- _Task instructions_
Omit the pictures, then reproduce every remaining record exactly.

::::

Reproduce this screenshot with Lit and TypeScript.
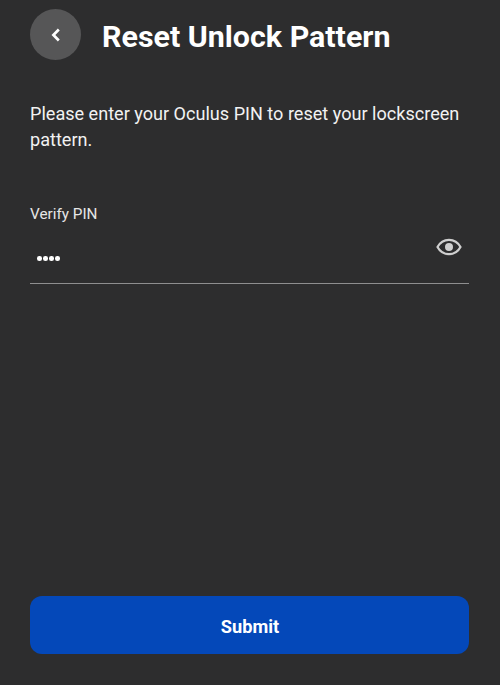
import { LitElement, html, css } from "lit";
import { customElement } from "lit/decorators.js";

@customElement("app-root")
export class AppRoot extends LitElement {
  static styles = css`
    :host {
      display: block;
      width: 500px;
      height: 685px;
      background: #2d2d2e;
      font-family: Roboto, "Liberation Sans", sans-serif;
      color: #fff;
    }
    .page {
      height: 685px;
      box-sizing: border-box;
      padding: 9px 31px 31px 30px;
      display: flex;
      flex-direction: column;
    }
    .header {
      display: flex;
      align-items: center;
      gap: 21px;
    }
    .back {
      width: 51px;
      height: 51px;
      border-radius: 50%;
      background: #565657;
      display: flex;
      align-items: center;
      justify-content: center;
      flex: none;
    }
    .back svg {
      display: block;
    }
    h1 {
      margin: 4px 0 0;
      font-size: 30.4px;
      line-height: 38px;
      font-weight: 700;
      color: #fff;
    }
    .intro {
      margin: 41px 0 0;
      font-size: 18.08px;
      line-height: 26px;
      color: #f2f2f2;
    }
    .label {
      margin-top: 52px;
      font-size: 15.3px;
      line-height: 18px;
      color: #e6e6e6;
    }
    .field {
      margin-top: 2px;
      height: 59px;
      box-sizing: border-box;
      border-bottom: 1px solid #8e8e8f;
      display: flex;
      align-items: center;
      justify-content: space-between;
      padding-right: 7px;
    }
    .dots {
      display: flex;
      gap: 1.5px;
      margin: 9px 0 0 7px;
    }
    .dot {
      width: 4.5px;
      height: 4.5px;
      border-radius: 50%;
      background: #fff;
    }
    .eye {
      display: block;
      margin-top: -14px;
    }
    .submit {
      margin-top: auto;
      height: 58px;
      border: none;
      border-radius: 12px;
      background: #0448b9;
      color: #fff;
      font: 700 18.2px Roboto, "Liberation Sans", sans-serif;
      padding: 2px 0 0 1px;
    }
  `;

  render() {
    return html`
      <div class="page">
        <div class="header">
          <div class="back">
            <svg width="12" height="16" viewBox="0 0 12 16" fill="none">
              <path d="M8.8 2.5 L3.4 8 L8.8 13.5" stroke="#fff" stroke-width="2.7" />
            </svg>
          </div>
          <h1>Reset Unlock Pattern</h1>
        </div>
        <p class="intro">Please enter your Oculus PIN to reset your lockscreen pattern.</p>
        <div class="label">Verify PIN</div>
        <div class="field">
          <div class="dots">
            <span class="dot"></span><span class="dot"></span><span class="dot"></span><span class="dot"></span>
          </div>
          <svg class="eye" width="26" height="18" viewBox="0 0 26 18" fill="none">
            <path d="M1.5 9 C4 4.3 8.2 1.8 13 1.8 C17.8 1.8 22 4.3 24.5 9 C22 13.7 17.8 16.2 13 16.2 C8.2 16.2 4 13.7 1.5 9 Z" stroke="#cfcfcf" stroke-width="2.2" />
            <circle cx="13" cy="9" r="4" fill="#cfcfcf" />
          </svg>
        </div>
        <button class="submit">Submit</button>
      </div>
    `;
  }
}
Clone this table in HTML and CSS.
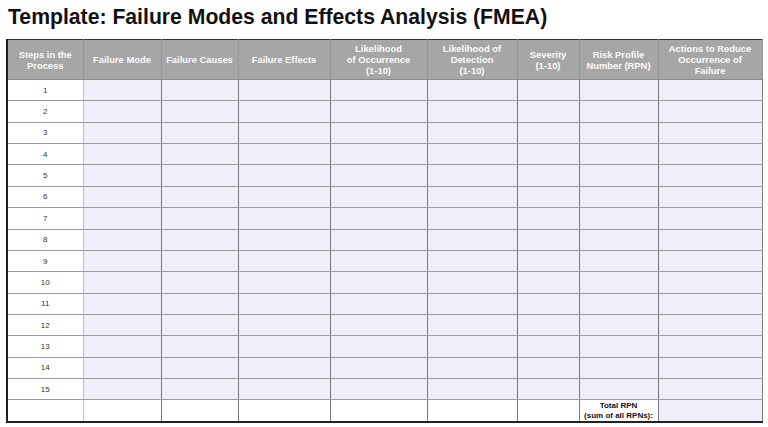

::::

- _Result of this exercise_
Reproduce this screenshot with Lit and TypeScript.
import { LitElement, html, css } from "lit";
import { customElement } from "lit/decorators.js";

@customElement("app-root")
export class AppRoot extends LitElement {
  static styles = css`
    :host {
      display: block;
      width: 500px;
      height: 685px;
      background: #2d2d2e;
      font-family: Roboto, "Liberation Sans", sans-serif;
      color: #fff;
    }
    .page {
      height: 685px;
      box-sizing: border-box;
      padding: 9px 31px 31px 30px;
      display: flex;
      flex-direction: column;
    }
    .header {
      display: flex;
      align-items: center;
      gap: 21px;
    }
    .back {
      width: 51px;
      height: 51px;
      border-radius: 50%;
      background: #565657;
      display: flex;
      align-items: center;
      justify-content: center;
      flex: none;
    }
    .back svg {
      display: block;
    }
    h1 {
      margin: 4px 0 0;
      font-size: 30.4px;
      line-height: 38px;
      font-weight: 700;
      color: #fff;
    }
    .intro {
      margin: 41px 0 0;
      font-size: 18.08px;
      line-height: 26px;
      color: #f2f2f2;
    }
    .label {
      margin-top: 52px;
      font-size: 15.3px;
      line-height: 18px;
      color: #e6e6e6;
    }
    .field {
      margin-top: 2px;
      height: 59px;
      box-sizing: border-box;
      border-bottom: 1px solid #8e8e8f;
      display: flex;
      align-items: center;
      justify-content: space-between;
      padding-right: 7px;
    }
    .dots {
      display: flex;
      gap: 1.5px;
      margin: 9px 0 0 7px;
    }
    .dot {
      width: 4.5px;
      height: 4.5px;
      border-radius: 50%;
      background: #fff;
    }
    .eye {
      display: block;
      margin-top: -14px;
    }
    .submit {
      margin-top: auto;
      height: 58px;
      border: none;
      border-radius: 12px;
      background: #0448b9;
      color: #fff;
      font: 700 18.2px Roboto, "Liberation Sans", sans-serif;
      padding: 2px 0 0 1px;
    }
  `;

  render() {
    return html`
      <div class="page">
        <div class="header">
          <div class="back">
            <svg width="12" height="16" viewBox="0 0 12 16" fill="none">
              <path d="M8.8 2.5 L3.4 8 L8.8 13.5" stroke="#fff" stroke-width="2.7" />
            </svg>
          </div>
          <h1>Reset Unlock Pattern</h1>
        </div>
        <p class="intro">Please enter your Oculus PIN to reset your lockscreen pattern.</p>
        <div class="label">Verify PIN</div>
        <div class="field">
          <div class="dots">
            <span class="dot"></span><span class="dot"></span><span class="dot"></span><span class="dot"></span>
          </div>
          <svg class="eye" width="26" height="18" viewBox="0 0 26 18" fill="none">
            <path d="M1.5 9 C4 4.3 8.2 1.8 13 1.8 C17.8 1.8 22 4.3 24.5 9 C22 13.7 17.8 16.2 13 16.2 C8.2 16.2 4 13.7 1.5 9 Z" stroke="#cfcfcf" stroke-width="2.2" />
            <circle cx="13" cy="9" r="4" fill="#cfcfcf" />
          </svg>
        </div>
        <button class="submit">Submit</button>
      </div>
    `;
  }
}
Clone this table in HTML and CSS.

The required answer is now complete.